Photo by Chris Barbalis on Unsplash

Who would have thought that all those times you said you just wanted to “stay home” would prepare you for the “new normal” of sheltering-in-place? Of course, today staying at home for many is the only option, at least for the time being. That should be embraced as a good thing. Two good things, actually. The first is the gift you’re giving to everyone else in your community. When you stay healthy, you are supporting the healthcare workers and your family. The other good thing is your opportunity to learn, discover and grow. Yes, you might be feeling a bit cooped up.

That’s why you should put these tips into action to help you mentally cope with staying home:

Swap the News for a Novel

We all turn to the news for updates and information. It is vital to stay informed but you don’t have to stay informed 24/7. Get the headlines and then flip off the TV and pick up a book. An electronic reader like a Kindle is a smart investment. You can even get the Kindle app on your iPad. That will open up a wide variety of books to ready. You can even download books from the library for free. You’ll be extremely well-read when this is all over!

Stay Active

Exercise is good for the body and the mind. Whenever you’ve worked out at the gym you might have come away sore but you still felt good. That is why you need to keep up your physical activities when staying home. As with the books available online, there is no end of tutorials for everything from yoga to aerobics. The goal should be 30 minutes of moderate activity at least 5 times a week. Walking outside is always a good option. Short of that, add in a few extra trips up and down the stairs at home.

Take on a Project

Do you have a project that you’ve been putting off? Maybe it is stripping the paint off the patio furniture or resealing your deck. It could be organizing your kitchen cabinets. Now is the perfect time to tackle those projects. You don’t have to devote an entire day to the project (unless you want to) but an hour of organizing once a day can make a big difference at the end of a week.

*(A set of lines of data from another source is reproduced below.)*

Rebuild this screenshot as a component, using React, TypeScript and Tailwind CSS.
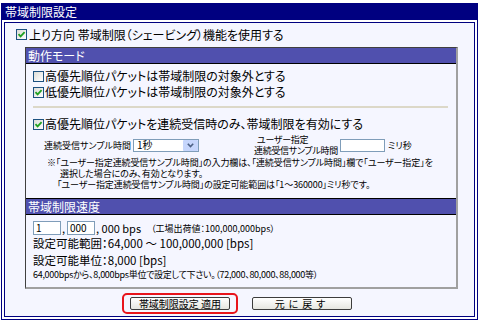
import React from "react";

function Check({ on }: { on?: boolean }) {
  return (
    <span className="inline-flex h-[11px] w-[11px] shrink-0 items-center justify-center border border-[#1c5180] bg-gradient-to-br from-[#dcdcd7] to-white">
      {on && (
        <svg width="9" height="9" viewBox="0 0 9 9">
          <path d="M1.5 4.2 L3.6 6.4 L7.6 2.2" stroke="#21a121" strokeWidth="1.8" fill="none" />
        </svg>
      )}
    </span>
  );
}

function CheckRow({ on, label }: { on?: boolean; label: string }) {
  return (
    <div className="flex h-[16px] items-center gap-[1px] whitespace-nowrap">
      <Check on={on} />
      <span>{label}</span>
    </div>
  );
}

function Btn({ children, wide }: { children: React.ReactNode; wide?: boolean }) {
  return (
    <div
      className={
        "flex h-[13px] w-[100px] items-center justify-center rounded-[2px] border border-[#3c3c3c] bg-gradient-to-b from-white to-[#e6e6e0] text-[10px] leading-none " +
        (wide ? "tracking-[4px]" : "")
      }
    >
      {children}
    </div>
  );
}

export default function App() {
  return (
    <div className="h-[324px] w-[481px] bg-white pl-[1px] pt-[3px] font-['Noto_Sans_CJK_JP',sans-serif] text-[12px] leading-none text-black [font-feature-settings:'palt']">
      <div className="w-[477px] border border-[#000080] bg-white">
        <div className="flex h-[16px] items-center bg-[#000080] pl-[3px] text-white">帯域制限設定</div>
        <div className="m-[2px] border border-[#000080] bg-[#f5f6ff] pb-[2px]">
          <div className="box-content flex h-[17px] items-center gap-[2px] whitespace-nowrap pl-[11px] pt-[3px]">
            <Check on />
            <span>上り方向 帯域制限（シェービング）機能を使用する</span>
          </div>

          <div className="ml-[20px] mt-[4px] w-[433px] border-b-2 border-l border-r-2 border-t border-b-[#a0a0a0] border-l-[#404040] border-r-[#a0a0a0] border-t-[#404040]">
            <div className="flex h-[16px] items-center border-b border-black bg-[#5050ae] pl-[2px] text-white">動作モード</div>
            <div className="flex flex-col pb-[8px] pl-[7px] pt-[4px]">
              <CheckRow label="高優先順位パケットは帯域制限の対象外とする" />
              <CheckRow on label="低優先順位パケットは帯域制限の対象外とする" />
              <div className="mr-[8px] mt-[6px] h-[2px] bg-[#dcd8c8]" />
              <div className="mt-[8px]">
                <CheckRow on label="高優先順位パケットを連続受信時のみ、帯域制限を有効にする" />
              </div>
              <div className="mt-[2px] flex h-[22px] items-center whitespace-nowrap pl-[11px] text-[9px]">
                <span className="w-[89px]">連続受信サンプル時間</span>
                <div className="flex h-[13px] w-[66px] items-center border border-[#7f9db9] bg-white">
                  <span className="flex-1 pl-[3px] text-[10px]">1秒</span>
                  <span className="flex h-[11px] w-[15px] items-center justify-center rounded-[1px] bg-[#c6d6fc]">
                    <svg width="7" height="5" viewBox="0 0 7 5">
                      <path d="M0.8 0.8 L3.5 3.6 L6.2 0.8" stroke="#4d6185" strokeWidth="1.6" fill="none" />
                    </svg>
                  </span>
                </div>
                <div className="ml-[55px] flex w-[86px] flex-col leading-[11px] tracking-[-0.3px]">
                  <span className="pl-[3px]">ユーザー指定</span>
                  <span>連続受信サンプル時間</span>
                </div>
                <div className="h-[13px] w-[45px] border border-[#7f9db9] bg-white" />
                <span className="ml-[3px]">ミリ秒</span>
              </div>
              <div className="mt-[1px] flex flex-col whitespace-nowrap text-[9px] leading-[11px] tracking-[-0.1px]">
                <span className="pl-[14px]">※「ユーザー指定連続受信サンプル時間」の入力欄は、「連続受信サンプル時間」欄で「ユーザー指定」を</span>
                <span className="pl-[27px]">選択した場合にのみ、有効となります。</span>
                <span className="pl-[24px]">「ユーザー指定連続受信サンプル時間」の設定可能範囲は「1～360000」ミリ秒です。</span>
              </div>
            </div>

            <div className="flex h-[17px] items-center border-y border-black bg-[#5050ae] pl-[2px] text-white">帯域制限速度</div>
            <div className="flex flex-col whitespace-nowrap pb-[7px] pl-[7px] pt-[6px]">
              <div className="flex h-[14px] items-center text-[11px]">
                <div className="flex h-[14px] w-[28px] items-center border border-[#7f9db9] bg-white pl-[2px] text-[10px]">1</div>
                <span className="w-[6px] pl-[1px]">,</span>
                <div className="flex h-[14px] w-[28px] items-center border border-[#7f9db9] bg-white pl-[2px] text-[10px]">000</div>
                <span className="pl-[1px]">, 000 bps</span>
                <span className="ml-[10px] text-[9px]">（工場出荷値：100,000,000bps）</span>
              </div>
              <div className="flex h-[17px] items-center text-[11.5px]">設定可能範囲：64,000 ～ 100,000,000 [bps]</div>
              <div className="flex h-[17px] items-center text-[11.5px]">設定可能単位：8,000 [bps]</div>
              <div className="flex h-[11px] items-center text-[9px] tracking-[-0.3px]">64,000bpsから、8,000bps単位で設定して下さい。（72,000、80,000、88,000等）</div>
            </div>
          </div>

          <div className="mt-[4px] flex items-center pl-[117px]">
            <div className="flex h-[21px] w-[116px] items-center justify-center rounded-[5px] border-2 border-[#e8141c]">
              <Btn>帯域制限設定 適用</Btn>
            </div>
            <div className="ml-[14px]">
              <Btn wide>元に戻す</Btn>
            </div>
          </div>
        </div>
      </div>
    </div>
  );
}
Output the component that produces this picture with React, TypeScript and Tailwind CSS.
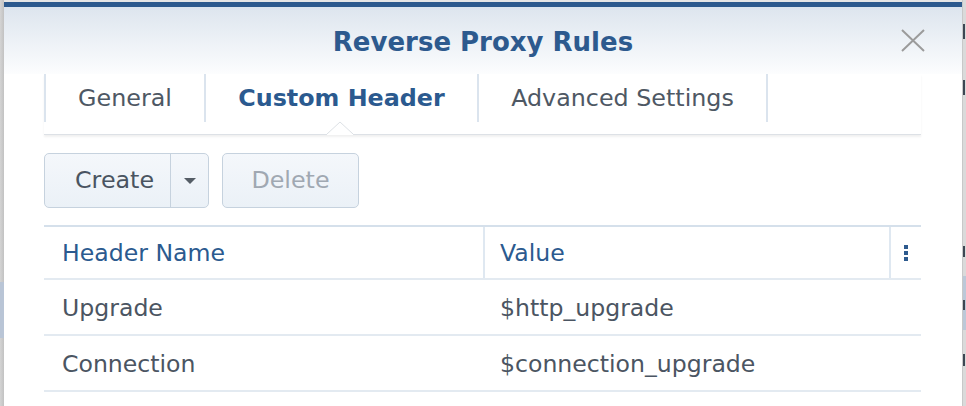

Text Less and Video Chat More

Sheltering-in-place is probably one of the few shared experiences that everyone in the country is going through at the same time. Yes, it is to differing degrees but you can count on your friends and extended family to dealing with their own “sheltering issues.” You can certainly check in with them with a quick text but that’s not the same as a video chat. Make a point of reaching out to those special people in your life to see how they’re doing. You’ll find that they’re probably feeling the same as you. You can find comfort in sharing the experience.